Is Blood Meridian based on a true story?
Yes. McCarthy based the core narrative heavily on My Confession: The Recollections of a Rogue, a memoir written by Samuel Chamberlain, who rode with the actual Glanton gang. Chamberlain's historical account includes a description of a real man named Judge Holden, though McCarthy elevated this historical figure into a mythical, terrifying force of nature.
What does the ending of Blood Meridian mean?
The ending is famously open to interpretation. The kid (now a man) encounters the Judge in an outhouse at a Texas saloon. Something horrific happens off-page. Another character opens the outhouse door and reacts with sheer terror, refusing to look again. The final scene shows the Judge dancing wildly in the saloon, claiming he will never die. The prevailing interpretation is that violence and war—embodied by the Judge—are eternal forces that have finally consumed the man, proving they will always outlive human attempts at peace.
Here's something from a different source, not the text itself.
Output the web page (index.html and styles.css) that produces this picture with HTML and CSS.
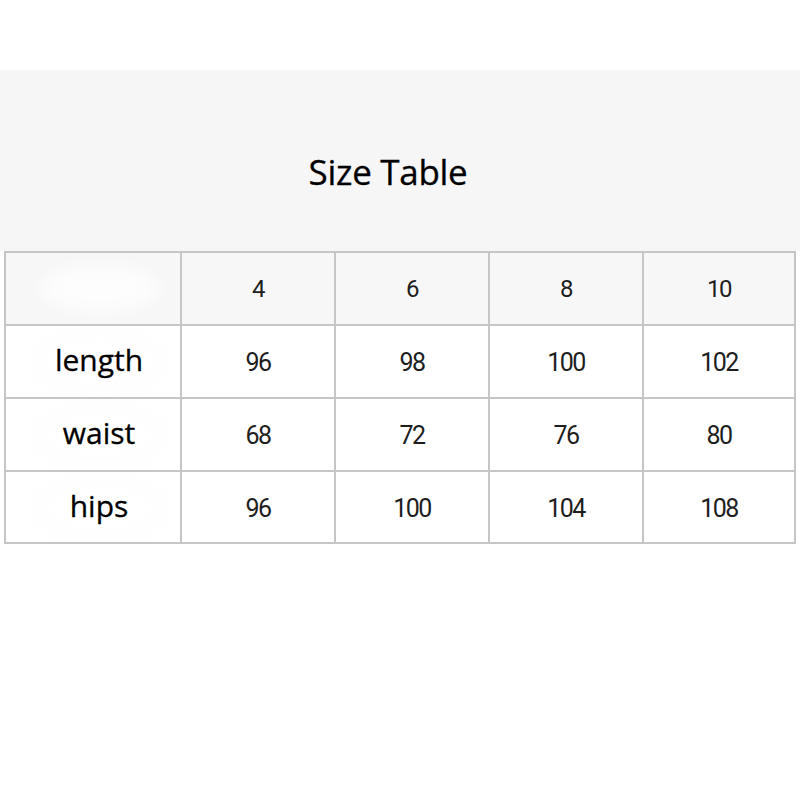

Why is the writing style so difficult to read?
McCarthy believed that unnecessary punctuation, like semicolons and quotation marks, clutters the page and distracts from the words. He preferred a clean visual layout. Combined with his dense, academic vocabulary, the text demands intense focus. If you struggle with the print version, switching to the audio version on Apple Books or Audible is a highly effective way to absorb the rolling, biblical rhythm of his prose without getting hung up on the lack of punctuation.